Most farmers, like most people in their every day lives, are so busy with the challenges of daily life that they do not tend to take out time to contemplate their “legacy,” much less plan for it in specific ways. Like any successful venture, though, building a successful family farm that sustains your family practically and meaningfully into the future requires good planning.
The practical side of your farm legacy, like any business plan, includes finances, marketing, growth and development opportunities, risk factors and specific steps to address them. The meaningful aspect of your farm legacy has more to do with intangibles like what you want to be in the world, what is it about your family farm that makes it important to continue operating and even growing?
Like curriculum, long-range, business and other forms of planning, good farm legacy planning will include certain features in its final form: a mission statement, a set of goals, measurable objectives, and strategies.
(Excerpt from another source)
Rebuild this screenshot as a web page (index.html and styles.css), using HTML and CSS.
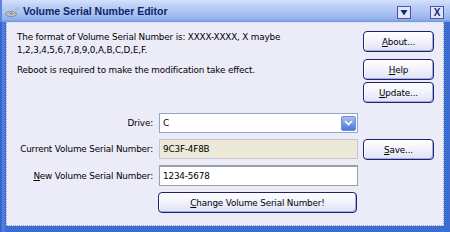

It will include regular marking points for evaluation, specific measurement tools and the flexibility to make necessary changes if a strategy doesn’t work as you would like. Such a plan must include agreed upon mechanisms for change, especially in a family environment where one important value is usually to remain a family unit.
Engaging in a process of creating a lasting farm legacy can unify your family by generating appreciation for your shared values and codifying a specific mission that expresses meaning for all of you. It also engages all of you in ensuring your ongoing financial success and providing some research and documenting techniques to do that. Any individual or group benefits from this kind of planning — where there is no business involved, a “life plan” leads to a more successful (however one defines that) and meaningful life.
So how to you engage in a process with your family of planning a lasting farm legacy? Of course you can call in the experts, and in some cases and with certain complex succession or financial or legal issues, you may require that. But there is a lot you can do on your own. Here are five steps you can take with your family to ensure the future of your family farm:
1. Engage all family members, any age, in this process. Perhaps not everyone in your family is old enough to write, but they can still participate! Someone else can record their contributions and incorporate them — or record a family meeting in which each person, including your youngest, gets a chance to speak, and make a transcript of it. Ask each family member to consider what they love about their family farm. What makes each want to get up in the morning, what do they look forward to, what makes farming meaningful for them?
2. Forge a mission statement. Taking into account each person’s contribution to #1, put together a written mission statement, a statement of what your family farm means to your family now and for the future. Keep working on it until everyone in the family feels like it expresses what this life and business is and should be in a meaningful way.
3. Create a set of goals that express your mission statement. If part of your mission, for example, is to live in a close relationship with nature, then a goal might be to develop sustainable farming practices.
4. Create a set of measureable objectives and agree on them. Objectives differ from goals in that they are specific and measureable. Using the preceding example, developing sustainable farming practices, one objective could be to institute agro-forestry on one experimental acre by x-date.
5. Create strategies. Staying with the same example, agro-forestry includes many specific techniques. Do your research, and determine exactly how you will take steps toward meeting this particular objective.
Write down the results of your planning, your mission, goals, objectives and strategies. Be sure to include specifics about how you will measure progress toward your objectives and goals: in your experimental agro-forestry acre, for example, measuring soil health and net profitability against the same on other acres during a set period of time. If you can apply this technique to your finances and succession plan yourself, great! If not, at least you can establish a clear vision for moving forward and as the basis for more detailed financial and legal planning.
Changes in a plan like this are easiest at the strategy end and more difficult at the “meaning” end. Strategies, meant to contribute to reaching objectives, can and should be discarded when your measurements show they don’t contribute to meeting objectives. Your mission and goals, though, say something about the meaning of this life for you and for others in your family. If your mission loses its meaning or changes dramatically, that can lead to a crisis or divisiveness in a family that finds meaning in very different ways and pulls in different directions.
Most importantly, be prepared to review your plan on a regular basis with your whole family so you can accommodate the impact of changes in the environment or changes in worldview as you build toward a successful and meaningful future.